There will be a PA system in operation throughout the day at the finish; this is only for the official race commentary and emergency announcements, NOT for friends and family seeking lost runners.
TV & radio coverage
The BBC’s coverage of the Virgin Money London Marathon is multi-platform, with the audience able to follow the action on the BBC Sport website, the Red Button service and social media – as well as on traditional mainstream network television and radio.
The BBC's television coverage schedule for the 2018 Virgin Money London Marathon will be available in the build-up to Race Day.
The core television coverage has dedicated expert presenters, reporters and commentary teams guiding viewers through the event on BBC One – including highlights of the Virgin Money Giving Mini London Marathon and Mini London Wheelchair Marathon.
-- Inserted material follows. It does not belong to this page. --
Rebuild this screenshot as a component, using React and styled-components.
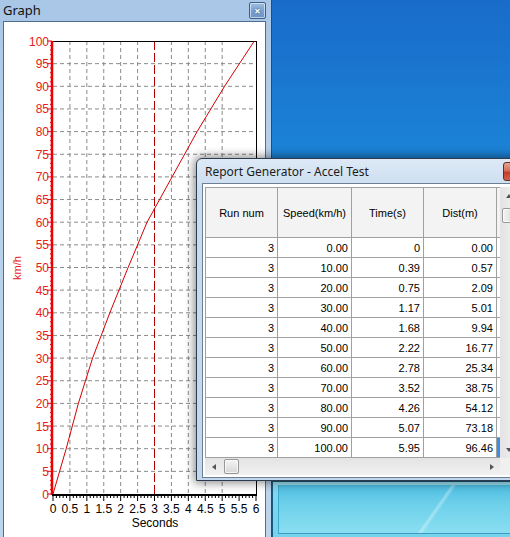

The Red Button TV service gives separate expert commentary on a dedicated combined elite race feed, for those who want only elite race coverage, and then offers Finish Line coverage of all runners as they complete the race – accompanied by a graphics ticker containing messages sent in by friends and loved ones.
Network television will also show highlights of the whole day on BBC Two.
BBC Radio 5 live will also give comprehensive coverage of the event as usual – fronted by John Inverdale with lead commentators Mike Costello and Ed Harry, and reporters including Colin Paterson, Jennie Gow and Sonja McLaughlan.
BBC Radio London will feature live coverage and reports through the afternoon on BBC Radio London 94.9, BBC Radio London digital radio and BBC Radio London online.